_TASK INPUT:_
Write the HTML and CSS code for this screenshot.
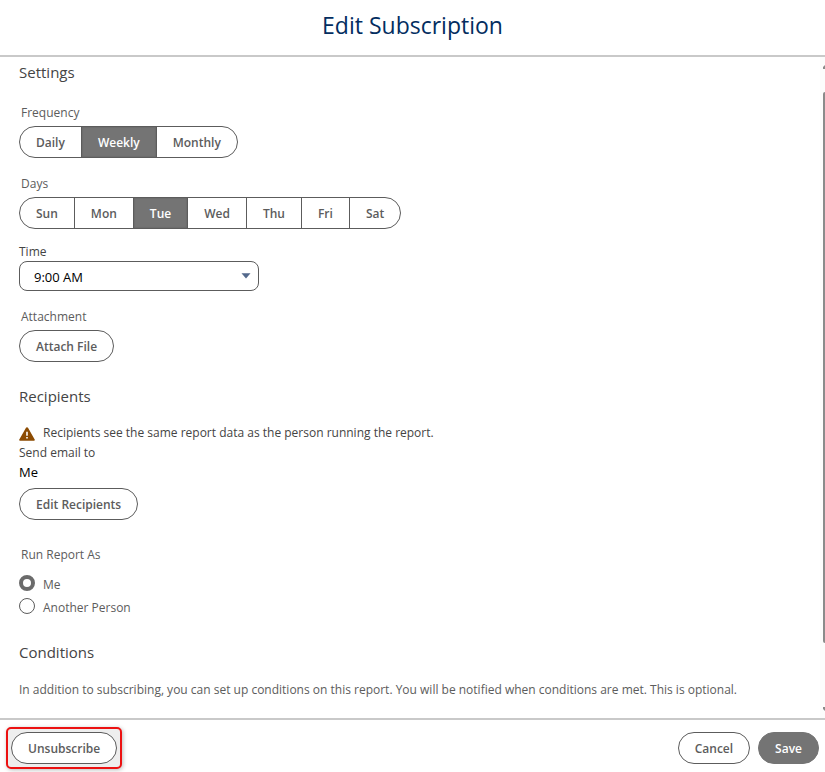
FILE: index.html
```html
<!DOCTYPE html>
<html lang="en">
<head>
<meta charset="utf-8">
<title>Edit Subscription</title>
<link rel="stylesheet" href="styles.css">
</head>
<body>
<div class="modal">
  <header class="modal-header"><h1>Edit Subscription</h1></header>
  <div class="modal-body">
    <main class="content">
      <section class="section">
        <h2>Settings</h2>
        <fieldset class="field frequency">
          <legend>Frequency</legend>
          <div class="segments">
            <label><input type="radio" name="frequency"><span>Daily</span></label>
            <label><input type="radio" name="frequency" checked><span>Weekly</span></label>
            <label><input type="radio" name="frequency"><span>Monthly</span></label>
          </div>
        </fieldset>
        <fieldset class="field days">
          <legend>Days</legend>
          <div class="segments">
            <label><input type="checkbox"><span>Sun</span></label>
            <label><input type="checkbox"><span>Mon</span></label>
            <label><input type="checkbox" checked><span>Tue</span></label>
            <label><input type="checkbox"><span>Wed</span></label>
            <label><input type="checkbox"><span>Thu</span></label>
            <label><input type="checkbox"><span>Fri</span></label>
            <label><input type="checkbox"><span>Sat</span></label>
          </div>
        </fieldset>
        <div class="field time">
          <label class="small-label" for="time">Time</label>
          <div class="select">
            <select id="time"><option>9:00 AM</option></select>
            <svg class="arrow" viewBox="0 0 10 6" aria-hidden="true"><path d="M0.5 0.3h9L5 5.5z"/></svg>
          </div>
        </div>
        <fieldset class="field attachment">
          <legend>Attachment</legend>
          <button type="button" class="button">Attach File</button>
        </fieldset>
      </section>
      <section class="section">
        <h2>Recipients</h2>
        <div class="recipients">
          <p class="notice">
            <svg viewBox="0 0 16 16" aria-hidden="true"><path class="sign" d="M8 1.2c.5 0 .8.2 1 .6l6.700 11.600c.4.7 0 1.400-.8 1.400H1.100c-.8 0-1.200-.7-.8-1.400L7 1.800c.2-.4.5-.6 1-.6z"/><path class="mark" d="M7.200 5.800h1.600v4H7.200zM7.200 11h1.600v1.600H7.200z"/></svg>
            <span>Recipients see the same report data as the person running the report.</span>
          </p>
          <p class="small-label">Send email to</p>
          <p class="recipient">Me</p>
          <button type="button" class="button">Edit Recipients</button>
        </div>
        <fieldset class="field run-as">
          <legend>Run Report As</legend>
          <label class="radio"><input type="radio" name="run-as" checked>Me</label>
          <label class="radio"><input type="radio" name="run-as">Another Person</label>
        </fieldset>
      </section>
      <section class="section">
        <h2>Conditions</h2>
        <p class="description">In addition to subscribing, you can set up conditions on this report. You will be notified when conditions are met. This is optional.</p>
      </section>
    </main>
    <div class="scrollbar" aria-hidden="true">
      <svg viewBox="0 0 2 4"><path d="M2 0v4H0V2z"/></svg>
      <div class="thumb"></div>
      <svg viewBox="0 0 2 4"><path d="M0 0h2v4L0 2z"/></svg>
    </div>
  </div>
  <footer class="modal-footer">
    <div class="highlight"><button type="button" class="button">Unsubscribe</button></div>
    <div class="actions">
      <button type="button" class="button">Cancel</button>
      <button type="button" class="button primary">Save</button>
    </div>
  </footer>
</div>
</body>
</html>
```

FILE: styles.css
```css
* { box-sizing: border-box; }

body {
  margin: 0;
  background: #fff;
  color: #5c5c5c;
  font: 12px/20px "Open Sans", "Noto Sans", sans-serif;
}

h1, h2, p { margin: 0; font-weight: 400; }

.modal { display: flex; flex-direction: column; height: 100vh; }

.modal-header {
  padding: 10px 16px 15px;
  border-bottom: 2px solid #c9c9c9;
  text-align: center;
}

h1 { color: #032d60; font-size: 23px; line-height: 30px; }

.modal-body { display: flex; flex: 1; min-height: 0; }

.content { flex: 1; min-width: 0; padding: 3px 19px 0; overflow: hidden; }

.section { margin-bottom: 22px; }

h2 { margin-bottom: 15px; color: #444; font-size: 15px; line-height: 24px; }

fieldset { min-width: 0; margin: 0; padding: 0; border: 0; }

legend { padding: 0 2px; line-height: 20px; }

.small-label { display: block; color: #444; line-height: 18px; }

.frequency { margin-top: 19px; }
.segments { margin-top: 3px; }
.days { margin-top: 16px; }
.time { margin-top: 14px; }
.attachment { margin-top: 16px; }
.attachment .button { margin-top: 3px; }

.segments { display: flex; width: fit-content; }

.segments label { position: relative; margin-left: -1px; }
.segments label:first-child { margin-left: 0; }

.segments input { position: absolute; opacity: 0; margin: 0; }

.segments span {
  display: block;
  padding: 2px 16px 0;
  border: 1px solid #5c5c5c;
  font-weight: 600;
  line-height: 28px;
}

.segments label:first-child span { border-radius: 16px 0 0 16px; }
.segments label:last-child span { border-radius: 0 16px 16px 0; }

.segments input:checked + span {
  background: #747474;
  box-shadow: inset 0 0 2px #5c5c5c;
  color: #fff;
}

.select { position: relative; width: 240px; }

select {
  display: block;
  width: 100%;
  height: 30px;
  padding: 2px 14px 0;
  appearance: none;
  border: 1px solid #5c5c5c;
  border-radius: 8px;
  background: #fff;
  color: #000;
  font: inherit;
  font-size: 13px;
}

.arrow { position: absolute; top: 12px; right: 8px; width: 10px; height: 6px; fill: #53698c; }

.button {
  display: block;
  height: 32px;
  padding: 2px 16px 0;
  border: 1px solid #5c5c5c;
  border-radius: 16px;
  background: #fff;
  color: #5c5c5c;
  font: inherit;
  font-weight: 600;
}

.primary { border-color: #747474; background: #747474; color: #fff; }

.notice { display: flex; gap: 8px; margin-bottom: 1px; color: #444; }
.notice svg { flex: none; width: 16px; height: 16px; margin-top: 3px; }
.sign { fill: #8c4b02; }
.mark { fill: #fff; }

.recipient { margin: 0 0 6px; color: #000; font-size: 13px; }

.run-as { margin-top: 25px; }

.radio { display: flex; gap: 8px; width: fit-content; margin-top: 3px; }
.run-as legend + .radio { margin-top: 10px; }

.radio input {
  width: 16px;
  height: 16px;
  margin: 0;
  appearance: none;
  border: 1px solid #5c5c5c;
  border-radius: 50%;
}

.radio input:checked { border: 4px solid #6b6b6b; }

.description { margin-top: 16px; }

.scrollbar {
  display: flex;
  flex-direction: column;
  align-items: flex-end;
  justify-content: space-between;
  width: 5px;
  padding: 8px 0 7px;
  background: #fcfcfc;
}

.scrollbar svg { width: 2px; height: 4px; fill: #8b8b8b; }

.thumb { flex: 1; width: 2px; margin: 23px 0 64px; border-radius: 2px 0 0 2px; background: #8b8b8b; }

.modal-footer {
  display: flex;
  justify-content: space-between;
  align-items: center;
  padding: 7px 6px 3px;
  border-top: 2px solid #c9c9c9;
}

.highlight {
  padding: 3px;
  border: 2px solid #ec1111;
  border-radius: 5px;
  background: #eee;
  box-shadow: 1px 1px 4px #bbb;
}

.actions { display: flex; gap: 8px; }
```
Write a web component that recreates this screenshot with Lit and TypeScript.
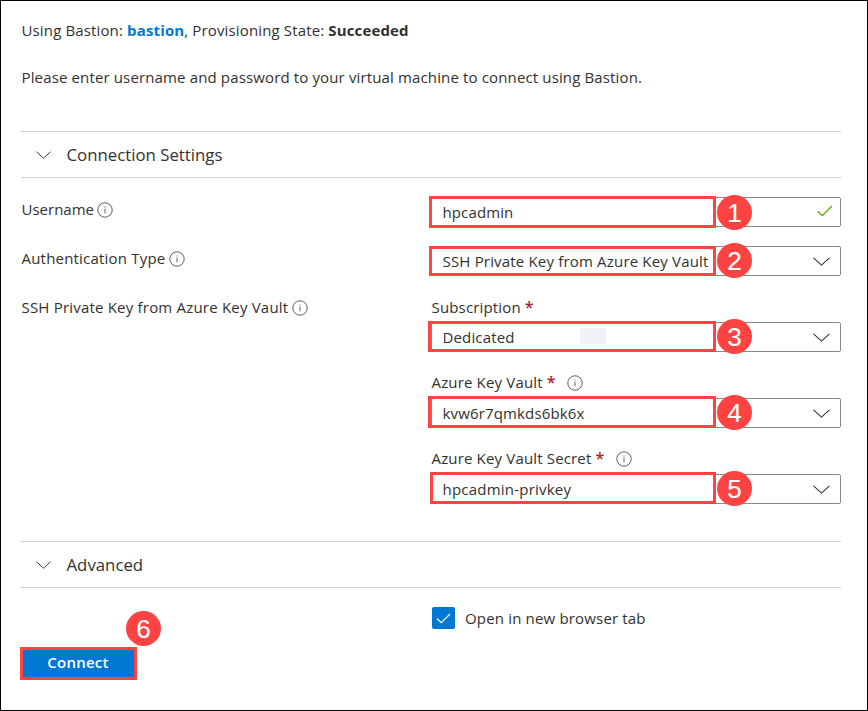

_TASK TO CARRY OUT:_ Quote the preceding records in their entirety, excluding every picture.

_FULL OUTPUT:_
Write the HTML and CSS code for this screenshot.
FILE: index.html
```html
<!DOCTYPE html>
<html lang="en">
<head>
<meta charset="utf-8">
<title>Edit Subscription</title>
<link rel="stylesheet" href="styles.css">
</head>
<body>
<div class="modal">
  <header class="modal-header"><h1>Edit Subscription</h1></header>
  <div class="modal-body">
    <main class="content">
      <section class="section">
        <h2>Settings</h2>
        <fieldset class="field frequency">
          <legend>Frequency</legend>
          <div class="segments">
            <label><input type="radio" name="frequency"><span>Daily</span></label>
            <label><input type="radio" name="frequency" checked><span>Weekly</span></label>
            <label><input type="radio" name="frequency"><span>Monthly</span></label>
          </div>
        </fieldset>
        <fieldset class="field days">
          <legend>Days</legend>
          <div class="segments">
            <label><input type="checkbox"><span>Sun</span></label>
            <label><input type="checkbox"><span>Mon</span></label>
            <label><input type="checkbox" checked><span>Tue</span></label>
            <label><input type="checkbox"><span>Wed</span></label>
            <label><input type="checkbox"><span>Thu</span></label>
            <label><input type="checkbox"><span>Fri</span></label>
            <label><input type="checkbox"><span>Sat</span></label>
          </div>
        </fieldset>
        <div class="field time">
          <label class="small-label" for="time">Time</label>
          <div class="select">
            <select id="time"><option>9:00 AM</option></select>
            <svg class="arrow" viewBox="0 0 10 6" aria-hidden="true"><path d="M0.5 0.3h9L5 5.5z"/></svg>
          </div>
        </div>
        <fieldset class="field attachment">
          <legend>Attachment</legend>
          <button type="button" class="button">Attach File</button>
        </fieldset>
      </section>
      <section class="section">
        <h2>Recipients</h2>
        <div class="recipients">
          <p class="notice">
            <svg viewBox="0 0 16 16" aria-hidden="true"><path class="sign" d="M8 1.2c.5 0 .8.2 1 .6l6.700 11.600c.4.7 0 1.400-.8 1.400H1.100c-.8 0-1.200-.7-.8-1.400L7 1.800c.2-.4.5-.6 1-.6z"/><path class="mark" d="M7.200 5.800h1.600v4H7.200zM7.200 11h1.600v1.600H7.200z"/></svg>
            <span>Recipients see the same report data as the person running the report.</span>
          </p>
          <p class="small-label">Send email to</p>
          <p class="recipient">Me</p>
          <button type="button" class="button">Edit Recipients</button>
        </div>
        <fieldset class="field run-as">
          <legend>Run Report As</legend>
          <label class="radio"><input type="radio" name="run-as" checked>Me</label>
          <label class="radio"><input type="radio" name="run-as">Another Person</label>
        </fieldset>
      </section>
      <section class="section">
        <h2>Conditions</h2>
        <p class="description">In addition to subscribing, you can set up conditions on this report. You will be notified when conditions are met. This is optional.</p>
      </section>
    </main>
    <div class="scrollbar" aria-hidden="true">
      <svg viewBox="0 0 2 4"><path d="M2 0v4H0V2z"/></svg>
      <div class="thumb"></div>
      <svg viewBox="0 0 2 4"><path d="M0 0h2v4L0 2z"/></svg>
    </div>
  </div>
  <footer class="modal-footer">
    <div class="highlight"><button type="button" class="button">Unsubscribe</button></div>
    <div class="actions">
      <button type="button" class="button">Cancel</button>
      <button type="button" class="button primary">Save</button>
    </div>
  </footer>
</div>
</body>
</html>
```

FILE: styles.css
```css
* { box-sizing: border-box; }

body {
  margin: 0;
  background: #fff;
  color: #5c5c5c;
  font: 12px/20px "Open Sans", "Noto Sans", sans-serif;
}

h1, h2, p { margin: 0; font-weight: 400; }

.modal { display: flex; flex-direction: column; height: 100vh; }

.modal-header {
  padding: 10px 16px 15px;
  border-bottom: 2px solid #c9c9c9;
  text-align: center;
}

h1 { color: #032d60; font-size: 23px; line-height: 30px; }

.modal-body { display: flex; flex: 1; min-height: 0; }

.content { flex: 1; min-width: 0; padding: 3px 19px 0; overflow: hidden; }

.section { margin-bottom: 22px; }

h2 { margin-bottom: 15px; color: #444; font-size: 15px; line-height: 24px; }

fieldset { min-width: 0; margin: 0; padding: 0; border: 0; }

legend { padding: 0 2px; line-height: 20px; }

.small-label { display: block; color: #444; line-height: 18px; }

.frequency { margin-top: 19px; }
.segments { margin-top: 3px; }
.days { margin-top: 16px; }
.time { margin-top: 14px; }
.attachment { margin-top: 16px; }
.attachment .button { margin-top: 3px; }

.segments { display: flex; width: fit-content; }

.segments label { position: relative; margin-left: -1px; }
.segments label:first-child { margin-left: 0; }

.segments input { position: absolute; opacity: 0; margin: 0; }

.segments span {
  display: block;
  padding: 2px 16px 0;
  border: 1px solid #5c5c5c;
  font-weight: 600;
  line-height: 28px;
}

.segments label:first-child span { border-radius: 16px 0 0 16px; }
.segments label:last-child span { border-radius: 0 16px 16px 0; }

.segments input:checked + span {
  background: #747474;
  box-shadow: inset 0 0 2px #5c5c5c;
  color: #fff;
}

.select { position: relative; width: 240px; }

select {
  display: block;
  width: 100%;
  height: 30px;
  padding: 2px 14px 0;
  appearance: none;
  border: 1px solid #5c5c5c;
  border-radius: 8px;
  background: #fff;
  color: #000;
  font: inherit;
  font-size: 13px;
}

.arrow { position: absolute; top: 12px; right: 8px; width: 10px; height: 6px; fill: #53698c; }

.button {
  display: block;
  height: 32px;
  padding: 2px 16px 0;
  border: 1px solid #5c5c5c;
  border-radius: 16px;
  background: #fff;
  color: #5c5c5c;
  font: inherit;
  font-weight: 600;
}

.primary { border-color: #747474; background: #747474; color: #fff; }

.notice { display: flex; gap: 8px; margin-bottom: 1px; color: #444; }
.notice svg { flex: none; width: 16px; height: 16px; margin-top: 3px; }
.sign { fill: #8c4b02; }
.mark { fill: #fff; }

.recipient { margin: 0 0 6px; color: #000; font-size: 13px; }

.run-as { margin-top: 25px; }

.radio { display: flex; gap: 8px; width: fit-content; margin-top: 3px; }
.run-as legend + .radio { margin-top: 10px; }

.radio input {
  width: 16px;
  height: 16px;
  margin: 0;
  appearance: none;
  border: 1px solid #5c5c5c;
  border-radius: 50%;
}

.radio input:checked { border: 4px solid #6b6b6b; }

.description { margin-top: 16px; }

.scrollbar {
  display: flex;
  flex-direction: column;
  align-items: flex-end;
  justify-content: space-between;
  width: 5px;
  padding: 8px 0 7px;
  background: #fcfcfc;
}

.scrollbar svg { width: 2px; height: 4px; fill: #8b8b8b; }

.thumb { flex: 1; width: 2px; margin: 23px 0 64px; border-radius: 2px 0 0 2px; background: #8b8b8b; }

.modal-footer {
  display: flex;
  justify-content: space-between;
  align-items: center;
  padding: 7px 6px 3px;
  border-top: 2px solid #c9c9c9;
}

.highlight {
  padding: 3px;
  border: 2px solid #ec1111;
  border-radius: 5px;
  background: #eee;
  box-shadow: 1px 1px 4px #bbb;
}

.actions { display: flex; gap: 8px; }
```
Write a web component that recreates this screenshot with Lit and TypeScript.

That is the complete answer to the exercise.